Type | Broadcast television network |
---|---|
Branding | Retro TV |
Country | United States |
Availability | Nationwide via OTA digital television (U.S. coverage: 58%) |
Slogan | The Best in Classic Television! |
Owner | Retro Television, Inc. |
Parent | Luken Communications |
Key people
|
David Leach |
Launch date
|
July 2005 |
Former names
|
On-air branding: RTN (2005–2009) RTV (2009–2013) |
Official website
|
www.myretrotv.com |
The Retro Television Network (branded on-air as RetroTV and alternately below as Retro for brevity) is an American broadcast television network that is owned by Luken Communications. The network mainly airs classic television sitcoms and drama series from the 1950s through the 1980s, although it also includes more recent programs from the 1990s and 2000s. Through its ownership by Luken, Retro is a sister network to several broadcast network properties that are wholly or jointly owned by the company, including the family-oriented Family Channel and country music-oriented network Heartland.
At its outset, Retro was designed to be broadcast on the digital subchannels of television stations; however in recent years, the network's affiliate body has been drawn down to primarily low-power stations, as many station groups have replaced the network on the subchannels of their full-power major network affiliates with similarly formatted networks such as Antenna TV and MeTV, which have assumed rights to many of the distributors that formerly held programming agreements with Retro. The network is also available nationwide on free-to-air C-band satellite via SES-2 in DVB-S2 format; as individualized transmitter-ready feeds for each station are centrally generated using broadcast automation and delivered to the stations by satellite.
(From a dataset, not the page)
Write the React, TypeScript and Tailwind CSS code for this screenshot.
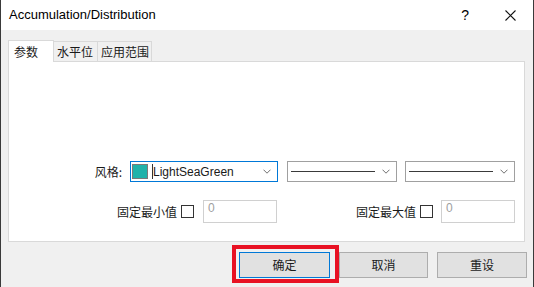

The Retro Television Network (originally branded as "RTN") launched in July 2005 on select television stations owned by the Equity Broadcasting Corporation (later known as Equity Media Holdings), a chain of small (often low-powered) satellite-fed UHF television stations controlled directly from Equity's headquarters in Little Rock, Arkansas. Equity had expanded quickly with purchases of many small stations in the early 2000s, but by 2008, the company was struggling to meet its obligations.